The conservation movement that inaugurates the national park movement is today matched by environmentalism and other movements that take a very different view of "nature," including arguments such as Tim Morton's that call us to reject nature as a concept. As Latour has made clear, nature is the invention of the modern state, the twin of culture. If nature makes no sense, then culture makes no sense. And if culture makes no sense then the humanities' conservation of culture makes less than no sense. That doesn't mean the things the humanities studies aren't worth studying. It just means that there is a different reason for studying them than preserving a non-existent culture. As the humanities have moved beyond western civilization, we've made the argument that more objects are worthy of conversation/valuation rather than rejecting that model of culture. The digital humanities model of distant reading allows one to move beyond the conservation model by setting aside the limits of close reading. Of course one could do close reading through random sampling of objects or do a massive crowd-sourced close reading of texts. (Imagine a 1000 English professors each reading 10 unique novel from a certain period to create a crowd-source close reading of 10,000 novels.) For the most part though we remain embedded in a humanities that begins with (aesthetic?) judgments about which objects are worthy of study.

So park rangers are still important. We don't want to give up our national parks, but we cannot confuse conservation with ecology. There's nothing about being a park ranger or otherwise maintaining national parks that is connected to an understanding of environment, climate, etc. The humanities that emerged as part of the modern, national state cannot, in my view, be "reformed" to address this emerging nonmodern view. In my own discipline of rhetoric, the modern, nationalist view imagines an achievable rhetoric of rational, Englighted modern citizens. In the postmodern it tries to correct itself by expanding its view of such a rhetoric to include non-Western, non-patriarchal, non-bourgeois  rhetorics, but it is still involved in park management. Ultimately, it is still trying to conserve some modern hope of what communication might be. 

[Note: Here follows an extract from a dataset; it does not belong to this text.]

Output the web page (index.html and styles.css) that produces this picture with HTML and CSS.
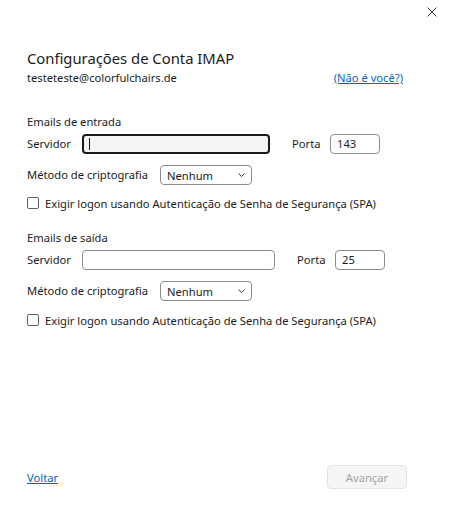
FILE: index.html
```html
<!DOCTYPE html>
<html lang="pt">
<head>
<meta charset="utf-8">
<title>Configurações de Conta IMAP</title>
<link rel="stylesheet" href="styles.css">
</head>
<body>
<div class="dialog">
  <div class="topbar">
    <button class="close" aria-label="Fechar">
      <svg width="10" height="10" viewBox="0 0 10 10"><path d="M0.5 0.5 L9.5 9.5 M9.5 0.5 L0.5 9.5" stroke="#3a3a3a" stroke-width="1" fill="none"/></svg>
    </button>
  </div>
  <div class="content">
    <h1 class="title">Configurações de Conta IMAP</h1>
    <div class="account">
      <span>testeteste@colorfulchairs.de</span>
      <a class="link notyou" href="#">(Não é você?)</a>
    </div>

    <div class="section-label s1">Emails de entrada</div>
    <div class="row server">
      <span class="lbl">Servidor</span>
      <span class="input focused w-in"><span class="caret"></span></span>
      <span class="lbl porta">Porta</span>
      <span class="input port">143</span>
    </div>
    <div class="row method">
      <span class="lbl">Método de criptografia</span>
      <span class="select">Nenhum
        <svg class="chev" width="7" height="4" viewBox="0 0 7 4"><path d="M0.5 0.5 L3.5 3.5 L6.5 0.5" stroke="#333" stroke-width="1" fill="none"/></svg>
      </span>
    </div>
    <label class="row check">
      <span class="box"></span>
      <span>Exigir logon usando Autenticação de Senha de Segurança (SPA)</span>
    </label>

    <div class="section-label s2">Emails de saída</div>
    <div class="row server">
      <span class="lbl">Servidor</span>
      <span class="input w-out"></span>
      <span class="lbl porta porta2">Porta</span>
      <span class="input port">25</span>
    </div>
    <div class="row method">
      <span class="lbl">Método de criptografia</span>
      <span class="select">Nenhum
        <svg class="chev" width="7" height="4" viewBox="0 0 7 4"><path d="M0.5 0.5 L3.5 3.5 L6.5 0.5" stroke="#333" stroke-width="1" fill="none"/></svg>
      </span>
    </div>
    <label class="row check c2">
      <span class="box"></span>
      <span>Exigir logon usando Autenticação de Senha de Segurança (SPA)</span>
    </label>

    <div class="footer">
      <a class="link" href="#">Voltar</a>
      <button class="next" disabled>Avançar</button>
    </div>
  </div>
</div>
</body>
</html>
```

FILE: styles.css
```css
* { box-sizing: border-box; }
html, body { margin: 0; padding: 0; background: #ffffff; }
body {
  font-family: "Noto Sans", "Open Sans", "DejaVu Sans", sans-serif;
  font-size: 11.2px;
  color: #1b1b1b;
  width: 472px;
  height: 518px;
  overflow: hidden;
}
.dialog { width: 472px; height: 518px; display: flex; flex-direction: column; }
.topbar {
  height: 24px;
  display: flex;
  justify-content: flex-end;
  align-items: center;
  padding-right: 35px;
}
.close {
  border: 0; background: transparent; padding: 0; margin: 0;
  width: 10px; height: 10px; display: flex;
}
.content { padding: 0 0 0 27px; display: flex; flex-direction: column; }
.title {
  margin: 22px 0 0 0;
  font-size: 14.8px;
  font-weight: 400;
  line-height: 24px;
  height: 24px;
}
.account {
  height: 16px; line-height: 16px;
  display: flex;
}
.link { color: #0067c0; text-decoration: underline; }
.notyou { margin-left: auto; margin-right: 69px; }
.section-label { height: 16px; line-height: 16px; }
.s1 { margin-top: 28px; }
.s2 { margin-top: 19px; }
.row { display: flex; align-items: center; }
.server { height: 20px; margin-top: 4px; }
.lbl { line-height: 16px; }
.input {
  height: 20px;
  border: 1px solid #8c8c8c;
  border-radius: 4px;
  background: #fff;
  display: flex; align-items: center;
  padding-left: 8px;
  line-height: 16px;
}
.server .lbl:first-child { width: 55px; }
.w-in { width: 188px; }
.w-out { width: 193px; }
.focused {
  border: 2px solid #1a1a1a;
  background: #f4f4f4;
  padding-left: 5px;
}
.caret { width: 1px; height: 12px; background: #1a1a1a; }
.porta { margin-left: 22px; width: 38px; }
.port { width: 50px; padding-left: 6px; }
.method { height: 20px; margin-top: 11px; }
.method .lbl { width: 133px; }
.select {
  width: 92px; height: 20px;
  border: 1px solid #8c8c8c;
  border-radius: 4px;
  display: flex; align-items: center;
  padding-left: 6px;
}
.chev { margin-left: auto; margin-right: 6px; }
.check { height: 16px; margin-top: 10px; gap: 6px; }
.c2 { margin-top: 11px; }
.box {
  width: 12px; height: 12px;
  border: 1px solid #5f5f5f;
  border-radius: 2px;
  background: #fff;
  flex: none;
}
.footer {
  margin-top: 137px;
  height: 24px;
  display: flex; align-items: center;
}
.next {
  margin-left: auto;
  margin-right: 65px;
  width: 80px; height: 24px;
  border: 1px solid #e3e3e3;
  border-radius: 4px;
  background: #f5f5f5;
  color: #a3a3a3;
  font-family: inherit;
  font-size: 11.2px;
  padding: 0;
}
```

When rhetoric becomes part of the great outdoors, a minimal rhetoricity underlying all relations productive of thought or action, the modern drive for a particular rhetoric is reframed. Perhaps it is still worthy of saving. Maybe George Washington really is a founding father of America. Maybe Shakespeare is the greatest writer of English literature. Whatever. The point is that the study of humanities operates in a different register, as different as the shift from Newton to Einstein. In a way, the humanities have been going through this for decades. One would think that postmodern theory already signalled that shift. And yet, it didn't. Thirty, forty years after "theory" began to spread through the humanities, things aren't all that different. Whatever changes we might say were wrought by theory had little impact on the objects we choose to study, the curriculum we design, the way we teach, or the activities our students undertake.

Certainly this is true in rhetoric and composition where 30 years of disciplinary research, of an information and communications revolution unprecedented in history, of groundbreaking insights into the understanding of cognition, of millions of dollars of research and experimentation in education, of "postmodern theory," the vast majority of writing pedagogy practice is hardly changed. How can this be called anything but an abject failure? Show me the 2011 composition textbook that indicates that we've actually learned something in the last 20 years?

I single out my own discipline but not because I don't believe the rest of the humanities is equally culpable. And maybe one might argue that the constancy of first-year composition has more to do with ideological and institutional forces than the production of new knowledge. That is, new knowledge is produced but hasn't reached the classroom or the textbook. Fair enough. But I would still argue that we must move beyond the modernist hope of conserving an imaginary culture of civic rhetoric, just as we must move beyond conserving other imaginary cultural objects.